Why does mathematics hold such an extraordinary ontological status? I see no good reason that it should. Thus, I wish to make the following proposition: what if we were to give to “natural language” (a terminology that actually already belies a materialist bias) the same ontological weight as we currently give to mathematics? To put it in less philosophical language, what if popcorn and lakes were as fundamentally real as pi and the integers? After all, undoubtedly they are, to most people.

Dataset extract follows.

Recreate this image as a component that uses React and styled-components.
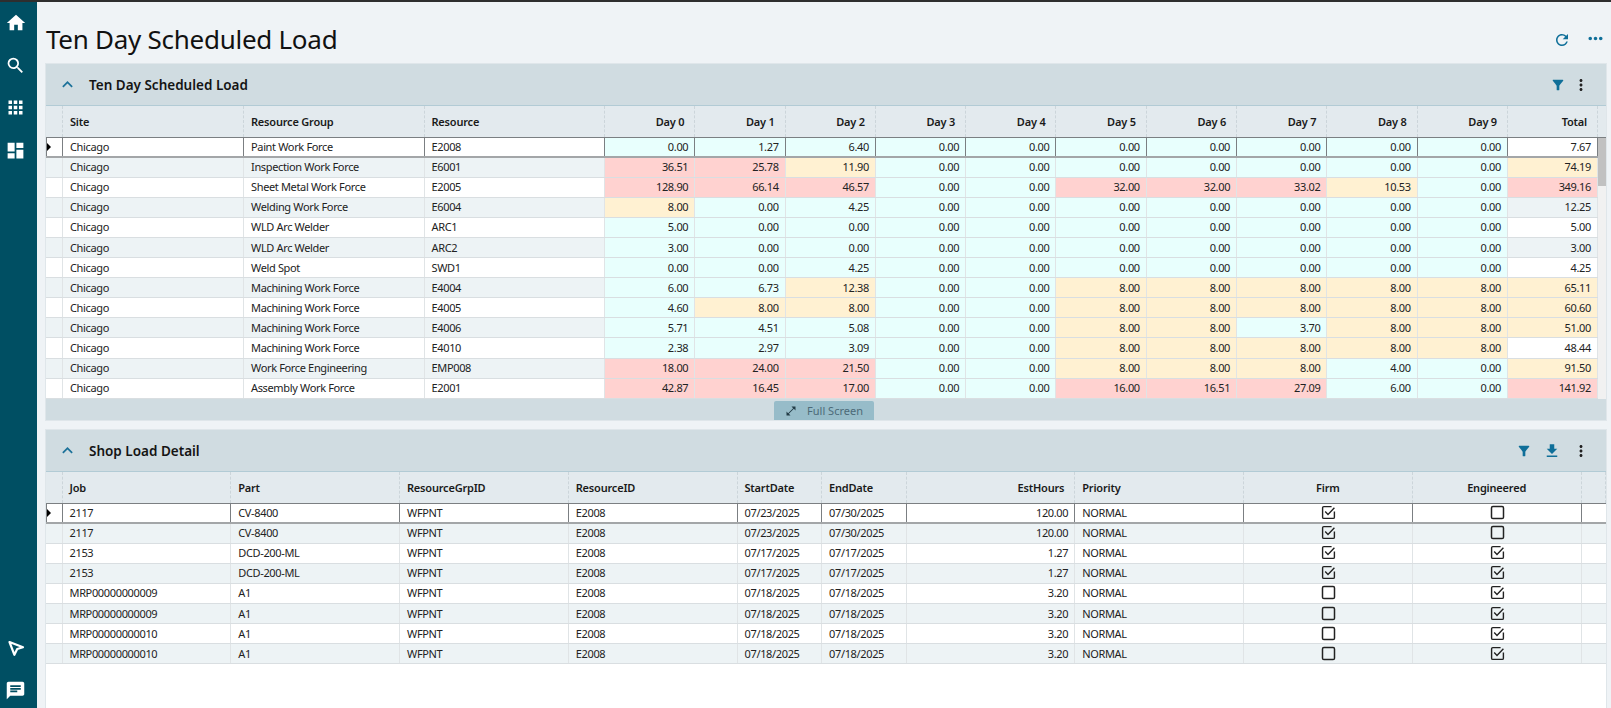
// App.jsx
import React from 'react';
import styled, { createGlobalStyle } from 'styled-components';
import {
  MdHome,
  MdSearch,
  MdApps,
  MdDashboard,
  MdChat,
  MdRefresh,
  MdMoreHoriz,
  MdMoreVert,
  MdFilterAlt,
  MdFileDownload,
  MdExpandLess,
  MdOpenInFull,
} from 'react-icons/md';

const LOAD_COLS = '17px 181px 180.5px 180.5px repeat(10, 90.3px) 90px';
const DETAIL_COLS = '16.5px repeat(4, 168.75px) repeat(2, 84.5px) repeat(4, 168.75px) 1fr';

const DAYS = ['Day 0', 'Day 1', 'Day 2', 'Day 3', 'Day 4', 'Day 5', 'Day 6', 'Day 7', 'Day 8', 'Day 9'];

const LOAD_ROWS = [
  ['Paint Work Force', 'E2008', [0, 1.27, 6.4, 0, 0, 0, 0, 0, 0, 0], 7.67],
  ['Inspection Work Force', 'E6001', [36.51, 25.78, 11.9, 0, 0, 0, 0, 0, 0, 0], 74.19],
  ['Sheet Metal Work Force', 'E2005', [128.9, 66.14, 46.57, 0, 0, 32, 32, 33.02, 10.53, 0], 349.16],
  ['Welding Work Force', 'E6004', [8, 0, 4.25, 0, 0, 0, 0, 0, 0, 0], 12.25],
  ['WLD Arc Welder', 'ARC1', [5, 0, 0, 0, 0, 0, 0, 0, 0, 0], 5],
  ['WLD Arc Welder', 'ARC2', [3, 0, 0, 0, 0, 0, 0, 0, 0, 0], 3],
  ['Weld Spot', 'SWD1', [0, 0, 4.25, 0, 0, 0, 0, 0, 0, 0], 4.25],
  ['Machining Work Force', 'E4004', [6, 6.73, 12.38, 0, 0, 8, 8, 8, 8, 8], 65.11],
  ['Machining Work Force', 'E4005', [4.6, 8, 8, 0, 0, 8, 8, 8, 8, 8], 60.6],
  ['Machining Work Force', 'E4006', [5.71, 4.51, 5.08, 0, 0, 8, 8, 3.7, 8, 8], 51],
  ['Machining Work Force', 'E4010', [2.38, 2.97, 3.09, 0, 0, 8, 8, 8, 8, 8], 48.44],
  ['Work Force Engineering', 'EMP008', [18, 24, 21.5, 0, 0, 8, 8, 8, 4, 0], 91.5],
  ['Assembly Work Force', 'E2001', [42.87, 16.45, 17, 0, 0, 16, 16.51, 27.09, 6, 0], 141.92],
];

const DETAIL_ROWS = [
  ['2117', 'CV-8400', '07/23/2025', '07/30/2025', '120.00', true, false],
  ['2117', 'CV-8400', '07/23/2025', '07/30/2025', '120.00', true, false],
  ['2153', 'DCD-200-ML', '07/17/2025', '07/17/2025', '1.27', true, true],
  ['2153', 'DCD-200-ML', '07/17/2025', '07/17/2025', '1.27', true, true],
  ['MRP00000000009', 'A1', '07/18/2025', '07/18/2025', '3.20', false, true],
  ['MRP00000000009', 'A1', '07/18/2025', '07/18/2025', '3.20', false, true],
  ['MRP00000000010', 'A1', '07/18/2025', '07/18/2025', '3.20', false, true],
  ['MRP00000000010', 'A1', '07/18/2025', '07/18/2025', '3.20', false, true],
];

const dayTone = (v) => (v >= 16 ? 'red' : v >= 8 ? 'amber' : 'mint');
const totalTone = (v) => (v >= 100 ? 'red' : v >= 50 ? 'amber' : undefined);

const TONES = { red: '#ffd2d0', amber: '#fff1d2', mint: '#e8fffd' };

function SendIcon() {
  return (
    <svg width="18" height="18" viewBox="0 0 18 18" fill="none">
      <path d="M2.5 3 L16 8.2 L10.2 10 L7.4 15.8 Z" stroke="#fff" strokeWidth="2.2" strokeLinejoin="round" />
    </svg>
  );
}

function CheckMark({ checked }) {
  return (
    <svg width="15" height="15" viewBox="0 0 15 15" fill="none">
      {checked ? (
        <>
          <path
            d="M10.6 1.6 H2.8 a1.2 1.2 0 0 0 -1.2 1.2 v9.4 a1.2 1.2 0 0 0 1.2 1.2 h9.4 a1.2 1.2 0 0 0 1.2 -1.2 V6.6"
            stroke="#222"
            strokeWidth="1.4"
          />
          <path d="M4.2 6.6 L7 9.4 L13.4 2.8" stroke="#222" strokeWidth="1.4" />
        </>
      ) : (
        <rect x="1.5" y="1.6" width="12" height="12" rx="1.4" stroke="#222" strokeWidth="1.5" />
      )}
    </svg>
  );
}

export default function App() {
  return (
    <>
      <GlobalStyle />
      <TopLine />
      <Shell>
        <SideBar>
          <NavGroup>
            <NavItem><MdHome size={22} /></NavItem>
            <NavItem><MdSearch size={21} /></NavItem>
            <NavItem><MdApps size={21} /></NavItem>
            <NavItem><MdDashboard size={21} /></NavItem>
          </NavGroup>
          <NavGroup>
            <NavItem><SendIcon /></NavItem>
            <NavItem><MdChat size={21} /></NavItem>
          </NavGroup>
        </SideBar>

        <Main>
          <PageHead>
            <PageTitle>Ten Day Scheduled Load</PageTitle>
            <PageTools>
              <RefreshIcon size={18} />
              <MdMoreHoriz size={21} />
            </PageTools>
          </PageHead>

          <Panel>
            <PanelHead>
              <Collapse><MdExpandLess size={21} /></Collapse>
              <PanelTitle>Ten Day Scheduled Load</PanelTitle>
              <PanelTools $gap={6}>
                <MdFilterAlt size={16} />
                <Kebab><MdMoreVert size={18} /></Kebab>
              </PanelTools>
            </PanelHead>

            <HeadRow $cols={LOAD_COLS} $scroll>
              <HeadCell />
              <HeadCell>Site</HeadCell>
              <HeadCell>Resource Group</HeadCell>
              <HeadCell>Resource</HeadCell>
              {DAYS.map((d) => (
                <HeadCell key={d} $align="right">{d}</HeadCell>
              ))}
              <HeadCell $align="right">Total</HeadCell>
            </HeadRow>

            <LoadBody>
              <LoadRows>
                {LOAD_ROWS.map(([group, res, days, total], i) => (
                  <Row key={res} $cols={LOAD_COLS} $odd={i % 2 === 1} $selected={i === 0}>
                    <Cell>{i === 0 && <Pointer />}</Cell>
                    <Cell>Chicago</Cell>
                    <Cell>{group}</Cell>
                    <Cell>{res}</Cell>
                    {days.map((v, d) => (
                      <Cell key={d} $align="right" $tone={dayTone(v)}>{v.toFixed(2)}</Cell>
                    ))}
                    <Cell $align="right" $tone={totalTone(total)}>{total.toFixed(2)}</Cell>
                  </Row>
                ))}
                <Row $cols={LOAD_COLS}>
                  {Array.from({ length: 15 }, (_, i) => <Cell key={i} />)}
                </Row>
              </LoadRows>
              <ScrollTrack>
                <ScrollThumb />
              </ScrollTrack>
            </LoadBody>

            <PanelFoot>
              <FullScreen>
                <MdOpenInFull size={12} />
                Full Screen
              </FullScreen>
            </PanelFoot>
          </Panel>

          <DetailPanel>
            <PanelHead>
              <Collapse><MdExpandLess size={21} /></Collapse>
              <PanelTitle>Shop Load Detail</PanelTitle>
              <PanelTools $gap={11}>
                <MdFilterAlt size={16} />
                <MdFileDownload size={18} />
                <Kebab><MdMoreVert size={18} /></Kebab>
              </PanelTools>
            </PanelHead>

            <HeadRow $cols={DETAIL_COLS}>
              <HeadCell />
              <HeadCell>Job</HeadCell>
              <HeadCell>Part</HeadCell>
              <HeadCell>ResourceGrpID</HeadCell>
              <HeadCell>ResourceID</HeadCell>
              <HeadCell>StartDate</HeadCell>
              <HeadCell>EndDate</HeadCell>
              <HeadCell $align="right">EstHours</HeadCell>
              <HeadCell>Priority</HeadCell>
              <HeadCell $align="center">Firm</HeadCell>
              <HeadCell $align="center">Engineered</HeadCell>
              <HeadCell />
            </HeadRow>

            {DETAIL_ROWS.map(([job, part, start, end, hours, firm, eng], i) => (
              <Row key={i} $cols={DETAIL_COLS} $odd={i % 2 === 1} $selected={i === 0}>
                <Cell>{i === 0 && <Pointer />}</Cell>
                <Cell>{job}</Cell>
                <Cell>{part}</Cell>
                <Cell>WFPNT</Cell>
                <Cell>E2008</Cell>
                <Cell>{start}</Cell>
                <Cell>{end}</Cell>
                <Cell $align="right">{hours}</Cell>
                <Cell>NORMAL</Cell>
                <Cell $align="center"><CheckMark checked={firm} /></Cell>
                <Cell $align="center"><CheckMark checked={eng} /></Cell>
                <Cell $open />
              </Row>
            ))}
          </DetailPanel>
        </Main>
      </Shell>
    </>
  );
}

// styled-components
const GlobalStyle = createGlobalStyle`
  html, body {
    margin: 0;
    height: 100%;
    overflow: hidden;
    background: #eff3f6;
    font-family: "Noto Sans", Lato, sans-serif;
    color: #1c1c1c;
  }
  * {
    box-sizing: border-box;
  }
`;

const TopLine = styled.div`
  height: 2px;
  background: #2e2e2e;
`;

const Shell = styled.div`
  display: flex;
  height: 706px;
`;

const SideBar = styled.nav`
  width: 37px;
  flex: none;
  background: #004f63;
  display: flex;
  flex-direction: column;
  justify-content: space-between;
  padding-top: 3.5px;
`;

const NavGroup = styled.div`
  display: flex;
  flex-direction: column;
  gap: 8px;
`;

const NavItem = styled.div`
  height: 34.5px;
  display: flex;
  align-items: center;
  justify-content: center;
  color: #fff;
  padding-right: 6px;
`;

const Main = styled.main`
  flex: 1;
  min-width: 0;
  display: flex;
  flex-direction: column;
  padding: 0 4px 0 8px;
  gap: 8px;
`;

const PageHead = styled.header`
  height: 61px;
  margin-bottom: -8px;
  flex: none;
  display: flex;
  align-items: center;
  justify-content: space-between;
  padding: 12px 0 0 1px;
`;

const PageTitle = styled.h1`
  margin: 0;
  font-size: 26px;
  font-weight: 400;
  letter-spacing: -0.27px;
  line-height: 38px;
  color: #111;
`;

const PageTools = styled.div`
  display: flex;
  align-items: center;
  gap: 14px;
  color: #0f6f99;
  margin-right: 1px;
`;

const RefreshIcon = styled(MdRefresh)`
  margin-top: 3px;
`;

const Panel = styled.section`
  flex: none;
  height: 358px;
  display: flex;
  flex-direction: column;
  background: #d0dce1;
  border: 1px solid #dfe6ea;
`;

const DetailPanel = styled(Panel)`
  flex: 1;
  height: auto;
  background: #fff;
  border-bottom: 0;
`;

const PanelHead = styled.div`
  height: 42px;
  flex: none;
  display: flex;
  align-items: center;
  background: #d0dce1;
  border-bottom: 1px solid #b2cbd5;
  padding: 0 16px 0 11px;
`;

const Collapse = styled.span`
  display: flex;
  width: 32px;
  color: #1b7199;
`;

const PanelTitle = styled.h2`
  margin: 0;
  flex: 1;
  font-size: 13.5px;
  font-weight: 600;
  color: #141414;
`;

const PanelTools = styled.div`
  display: flex;
  align-items: center;
  gap: ${(p) => p.$gap}px;
  color: #0f6f99;
  margin-right: 1px;
`;

const Kebab = styled.span`
  display: flex;
  color: #222;
  margin-right: -1px;
`;

const HeadRow = styled.div`
  flex: none;
  height: 31.5px;
  display: grid;
  grid-template-columns: ${(p) => p.$cols}${(p) => (p.$scroll ? ' 1fr' : '')};
  background: #e3eaee;
  border-bottom: 1px solid #7b7f82;
`;

const HeadCell = styled.div`
  display: flex;
  align-items: center;
  justify-content: ${(p) => (p.$align === 'right' ? 'flex-end' : p.$align === 'center' ? 'center' : 'flex-start')};
  padding: 0 ${(p) => (p.$align === 'right' ? '10px' : '7px')} 0 7px;
  font-size: 11px;
  font-weight: 600;
  letter-spacing: -0.2px;
  color: #1a1a1a;
  border-right: 1px dashed #ccd5da;
`;

const LoadBody = styled.div`
  flex: none;
  height: 261.5px;
  display: flex;
  background: #fff;
`;

const LoadRows = styled.div`
  width: 1552px;
  overflow: hidden;
`;

const ScrollTrack = styled.div`
  flex: 1;
  background: #f1f1f1;
`;

const ScrollThumb = styled.div`
  height: 48px;
  background: #c1c1c1;
`;

const Row = styled.div`
  height: 20.1px;
  display: grid;
  grid-template-columns: ${(p) => p.$cols};
  background: ${(p) => (p.$odd ? '#edf3f5' : '#fff')};
  border-bottom: ${(p) => (p.$selected ? '2px solid #a3a6a8' : '1px solid #d9dee1')};
  box-shadow: ${(p) => (p.$selected ? 'inset 1px 0 0 #7b7f82' : 'none')};

  & > div {
    border-right-color: ${(p) => (p.$selected ? '#7b7f82' : '#e0e4e6')};
  }
`;

const Cell = styled.div`
  display: flex;
  align-items: center;
  justify-content: ${(p) => (p.$align === 'right' ? 'flex-end' : p.$align === 'center' ? 'center' : 'flex-start')};
  padding: 0 6px 1px 7px;
  font-size: 11px;
  letter-spacing: -0.35px;
  color: #222;
  white-space: nowrap;
  overflow: hidden;
  background: ${(p) => TONES[p.$tone] || 'transparent'};
  border-right: ${(p) => (p.$open ? '0' : '1px solid #e0e4e6')};
  position: relative;
`;

const Pointer = styled.span`
  position: absolute;
  left: 1px;
  top: 5.5px;
  border-left: 4px solid #000;
  border-top: 4px solid transparent;
  border-bottom: 4px solid transparent;
`;

const PanelFoot = styled.div`
  flex: 1;
  display: flex;
  justify-content: center;
  align-items: flex-start;
  padding: 2px 4px 0 0;
`;

const FullScreen = styled.button`
  width: 100px;
  height: 19px;
  display: flex;
  align-items: center;
  justify-content: center;
  gap: 10px;
  padding: 0;
  border: 0;
  border-radius: 2px 2px 0 0;
  background: #97bcc9;
  color: #4c6a78;
  font-family: inherit;
  font-size: 11px;

  svg {
    color: #233c47;
  }
`;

This would, I believe, mean that a great many things would become real to us again! Suppose–imagine–that we simply took it for granted that thought and language are somehow fundamental, that their very existence and association with the world is basic, axiomatic. I think, then, that we would think of the appearances as being predictable when we describe them in the manner that science does precisely because the “thought patterns” being put to use–the ideas and language of mathematics–have a rigid, precise, and predictable structure. Rather than idolizing it, lifting it up as the proper foundation of all other truth, we could simply say that mathematics is the language that we can use to talk in a very unique and useful and beautiful way about the world. And we could say that art, for example, is another such way. Or poetry. The representations of the poet are no good for making the sorts of predictions that science makes, but that is not the point. It is not their nature to do so. The point is that they are just as real; it is only a philosophical bias to say otherwise. From our new perspective, we can then truly say, with philosophical rigor rather than simply mystical vagueness, that an artist knows something about a cat, or a tree, or a mountain range, that a scientist does not (and vice versa). Even if we were to exhaust what mathematics can say about reality, there would still be something very definite left–indeed a great deal left.